Rock 101: The Brill Building
Founding Father: John Lennon
This Week in Rock History: Days on the Green
Rock 101: Saturday Night Live
Watch for a new Founding Fathers post at WNEW.com tomorrow.
“I’d Love to Lay You Down”/Conway Twitty (I don’t expect many of you to download this, let alone want to buy it, but if you do, it’s here; the first key change comes at about the 2:30 mark)
How funny! The song that instantly popped into my head after reading your first couple of sentences was “I’d Love To Lay You Down.” The first time I ever heard it was while playing it on the air at KOMA/Oklahoma City, and I immediately loved that descending key change… from Conway Twitty, of all people! It was the second such song I’d encountered; the first having been the Cryan’ Shames great 1966 hit, “I Wanna Meet You.”

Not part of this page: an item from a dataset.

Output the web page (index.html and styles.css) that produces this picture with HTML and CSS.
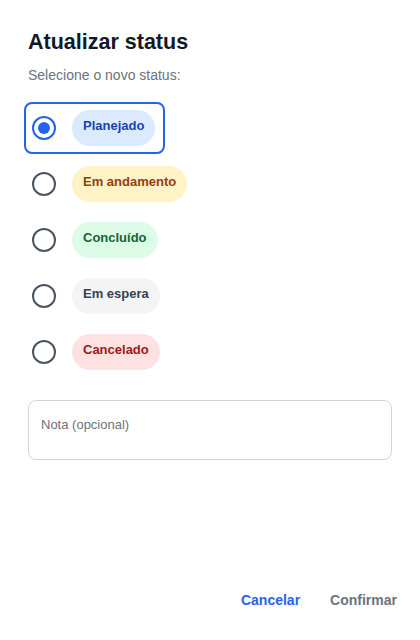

Wasn’t “Beautiful Sunday” one of the biggest pop hits ever in Japan?
Excellent key change post.
I can think of a few mid-60s pop records with modulations that really set me off. “You Wouldn’t Listen” by the Ides of March, for instance, has a great-sounding, if somewhat conventional, key change to lead into the last verse.
But that pales in comparison to the Searchers’ “Needles and Pins,” which thanks to a neat bridge effortlessly makes the drop from A to D-flat. Genius.
In the opposite direction, the Cyrkle track “You Can’t Go Home Again” has a comical series of intentionally goofy modulations…
I can think of two songs with serious key changes–“Time For Livin'” by The Association, and “Got To Be There” by The Jackson Five.
On the opposite end of the spectrum are “A Girl Like You” by The Smithereens and “So Alive” by Love And Rockets. While I do like these songs, those two bands absolutely positively cannot change keys if their life depended on it.
Strange that key modulations are called “truck driver’s changes.” One song where it really sounds unnecessary is on “Truck Drivin’ Son-Of-A-Gun” by Dave Dudley. It’s from 1965 and it’s based on that “Hi-Heel Sneakers”/”Bread & Butter” riff that was so big back then. What always bothered me was the fact that the key changes with every verse. I could see it if they just saved it for the end, like most songs do, but instead they just keep upping the ante, every time a new verse pops up.
And it gets on my nerves. I’m liking the song as it is and I’m just starting to get into it, and then they change up on me. It’s still a good song, but the transition is just too jarring. I’d have just as soon kept it as it was.
Cheap Trick – Surrender
They don’t do all of them in concert now – I assume Robin can’t make it to the high notes.
“Surrender’s” gear change happens right as Robin gets ready to sing at the beginning, too.